What needs to be done: Filter these entries so that only lines with the word "this" remain.

******************************

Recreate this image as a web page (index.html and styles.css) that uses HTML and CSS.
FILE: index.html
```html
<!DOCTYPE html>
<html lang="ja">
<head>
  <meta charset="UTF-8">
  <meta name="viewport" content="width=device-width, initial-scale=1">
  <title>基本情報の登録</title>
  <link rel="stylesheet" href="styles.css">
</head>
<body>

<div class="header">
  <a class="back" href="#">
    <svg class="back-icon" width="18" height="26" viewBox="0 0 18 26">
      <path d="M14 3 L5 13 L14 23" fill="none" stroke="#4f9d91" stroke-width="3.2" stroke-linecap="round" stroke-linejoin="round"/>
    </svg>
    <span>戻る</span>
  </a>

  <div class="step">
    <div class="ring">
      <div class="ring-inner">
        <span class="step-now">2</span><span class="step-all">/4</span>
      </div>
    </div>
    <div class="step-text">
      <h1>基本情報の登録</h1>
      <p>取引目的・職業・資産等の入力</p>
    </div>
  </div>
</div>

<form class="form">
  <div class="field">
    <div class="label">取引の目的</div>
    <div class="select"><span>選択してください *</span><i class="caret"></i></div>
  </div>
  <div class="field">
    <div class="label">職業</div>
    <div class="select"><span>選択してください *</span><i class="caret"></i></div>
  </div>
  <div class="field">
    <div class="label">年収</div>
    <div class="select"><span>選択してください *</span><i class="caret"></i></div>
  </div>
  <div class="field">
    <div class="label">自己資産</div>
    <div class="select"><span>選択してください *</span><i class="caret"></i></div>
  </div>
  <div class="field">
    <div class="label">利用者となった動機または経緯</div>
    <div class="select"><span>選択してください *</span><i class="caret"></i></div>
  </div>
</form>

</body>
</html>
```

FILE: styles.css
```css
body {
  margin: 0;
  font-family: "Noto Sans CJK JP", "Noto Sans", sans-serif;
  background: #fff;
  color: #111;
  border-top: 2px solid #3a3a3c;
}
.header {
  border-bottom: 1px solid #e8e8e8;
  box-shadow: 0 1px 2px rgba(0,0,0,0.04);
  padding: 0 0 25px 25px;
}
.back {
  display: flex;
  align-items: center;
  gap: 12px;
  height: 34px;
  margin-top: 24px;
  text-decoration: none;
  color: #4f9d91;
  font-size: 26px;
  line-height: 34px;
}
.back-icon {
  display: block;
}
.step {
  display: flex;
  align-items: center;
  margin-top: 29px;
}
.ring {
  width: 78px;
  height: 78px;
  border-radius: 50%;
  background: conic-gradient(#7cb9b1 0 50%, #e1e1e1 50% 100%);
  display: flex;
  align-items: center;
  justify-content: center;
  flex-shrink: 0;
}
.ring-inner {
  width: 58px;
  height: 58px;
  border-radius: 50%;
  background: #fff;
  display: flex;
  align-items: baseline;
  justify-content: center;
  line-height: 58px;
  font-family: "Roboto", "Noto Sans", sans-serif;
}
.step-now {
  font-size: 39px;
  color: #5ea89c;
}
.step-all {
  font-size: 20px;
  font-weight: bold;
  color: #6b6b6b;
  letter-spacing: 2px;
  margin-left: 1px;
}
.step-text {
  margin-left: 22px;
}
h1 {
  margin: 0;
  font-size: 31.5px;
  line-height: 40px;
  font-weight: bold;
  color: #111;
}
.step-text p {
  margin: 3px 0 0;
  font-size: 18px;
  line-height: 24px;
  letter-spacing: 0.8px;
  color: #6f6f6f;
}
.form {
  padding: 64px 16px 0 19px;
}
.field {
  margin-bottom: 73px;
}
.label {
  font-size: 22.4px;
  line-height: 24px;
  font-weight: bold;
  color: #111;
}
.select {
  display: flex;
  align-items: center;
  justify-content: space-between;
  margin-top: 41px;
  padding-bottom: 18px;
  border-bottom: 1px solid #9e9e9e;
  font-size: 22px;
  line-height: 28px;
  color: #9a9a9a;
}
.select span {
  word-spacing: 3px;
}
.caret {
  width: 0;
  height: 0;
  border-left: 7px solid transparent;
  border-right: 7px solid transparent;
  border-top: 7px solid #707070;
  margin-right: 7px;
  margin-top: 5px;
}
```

******************************

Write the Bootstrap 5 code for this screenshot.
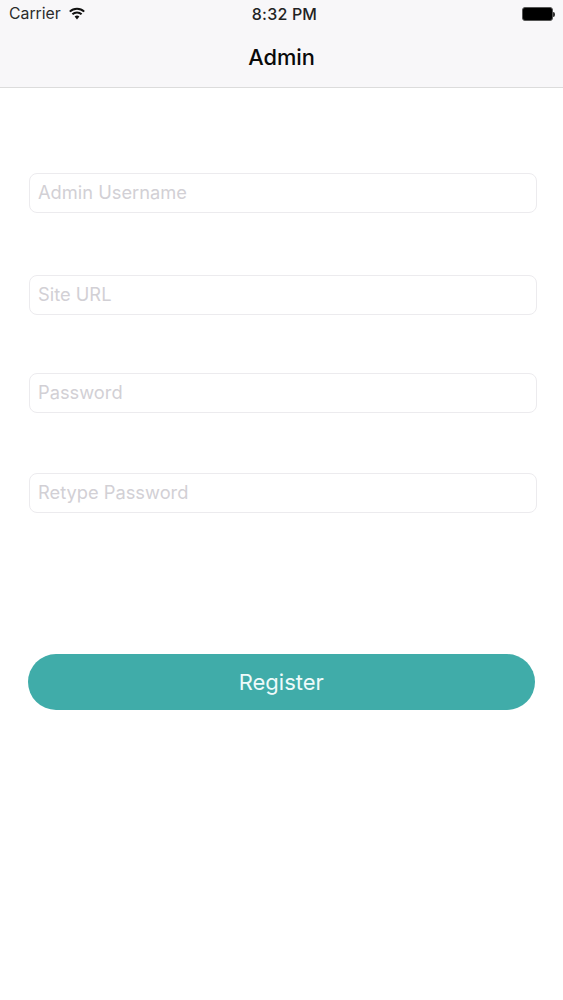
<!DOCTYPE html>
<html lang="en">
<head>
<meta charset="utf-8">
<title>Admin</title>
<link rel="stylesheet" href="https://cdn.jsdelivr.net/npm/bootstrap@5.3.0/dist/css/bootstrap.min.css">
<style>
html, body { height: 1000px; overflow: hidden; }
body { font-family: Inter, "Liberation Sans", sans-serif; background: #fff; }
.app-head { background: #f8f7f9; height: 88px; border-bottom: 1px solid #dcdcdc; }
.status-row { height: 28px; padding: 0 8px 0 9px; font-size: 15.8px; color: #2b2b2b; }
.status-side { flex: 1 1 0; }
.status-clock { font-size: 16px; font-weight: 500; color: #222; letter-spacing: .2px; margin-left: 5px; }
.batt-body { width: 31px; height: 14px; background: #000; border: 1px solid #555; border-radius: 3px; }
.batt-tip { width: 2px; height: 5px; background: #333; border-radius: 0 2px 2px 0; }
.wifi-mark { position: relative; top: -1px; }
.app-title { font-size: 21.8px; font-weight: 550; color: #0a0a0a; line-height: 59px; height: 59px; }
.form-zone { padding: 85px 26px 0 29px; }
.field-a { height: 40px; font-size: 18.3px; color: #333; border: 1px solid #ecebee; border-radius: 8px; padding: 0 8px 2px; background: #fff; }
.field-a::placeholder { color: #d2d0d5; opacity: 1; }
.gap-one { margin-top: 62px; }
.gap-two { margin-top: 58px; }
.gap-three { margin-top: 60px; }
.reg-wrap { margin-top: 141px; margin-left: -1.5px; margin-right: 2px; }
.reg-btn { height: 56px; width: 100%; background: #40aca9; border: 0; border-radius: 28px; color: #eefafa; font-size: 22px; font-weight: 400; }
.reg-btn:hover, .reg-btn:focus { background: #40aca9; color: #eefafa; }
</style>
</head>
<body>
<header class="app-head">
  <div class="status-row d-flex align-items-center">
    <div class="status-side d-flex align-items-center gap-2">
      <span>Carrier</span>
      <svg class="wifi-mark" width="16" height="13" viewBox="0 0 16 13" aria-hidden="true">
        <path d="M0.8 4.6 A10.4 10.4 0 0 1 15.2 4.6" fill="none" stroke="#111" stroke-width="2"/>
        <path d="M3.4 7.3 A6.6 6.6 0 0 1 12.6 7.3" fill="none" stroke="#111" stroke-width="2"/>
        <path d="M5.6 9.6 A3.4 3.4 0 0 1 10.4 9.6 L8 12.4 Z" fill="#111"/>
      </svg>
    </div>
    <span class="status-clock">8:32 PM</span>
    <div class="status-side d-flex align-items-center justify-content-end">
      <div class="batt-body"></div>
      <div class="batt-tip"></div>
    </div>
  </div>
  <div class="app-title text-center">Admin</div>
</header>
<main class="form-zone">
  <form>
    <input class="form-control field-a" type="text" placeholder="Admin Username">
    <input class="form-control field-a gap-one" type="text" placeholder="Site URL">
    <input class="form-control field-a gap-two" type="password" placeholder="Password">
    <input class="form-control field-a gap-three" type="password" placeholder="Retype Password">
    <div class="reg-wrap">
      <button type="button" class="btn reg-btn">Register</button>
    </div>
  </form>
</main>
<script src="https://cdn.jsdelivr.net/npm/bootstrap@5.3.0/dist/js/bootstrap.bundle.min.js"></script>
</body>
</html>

******************************

Task answer:
Recreate this image as a web page (index.html and styles.css) that uses HTML and CSS.
Write the Bootstrap 5 code for this screenshot.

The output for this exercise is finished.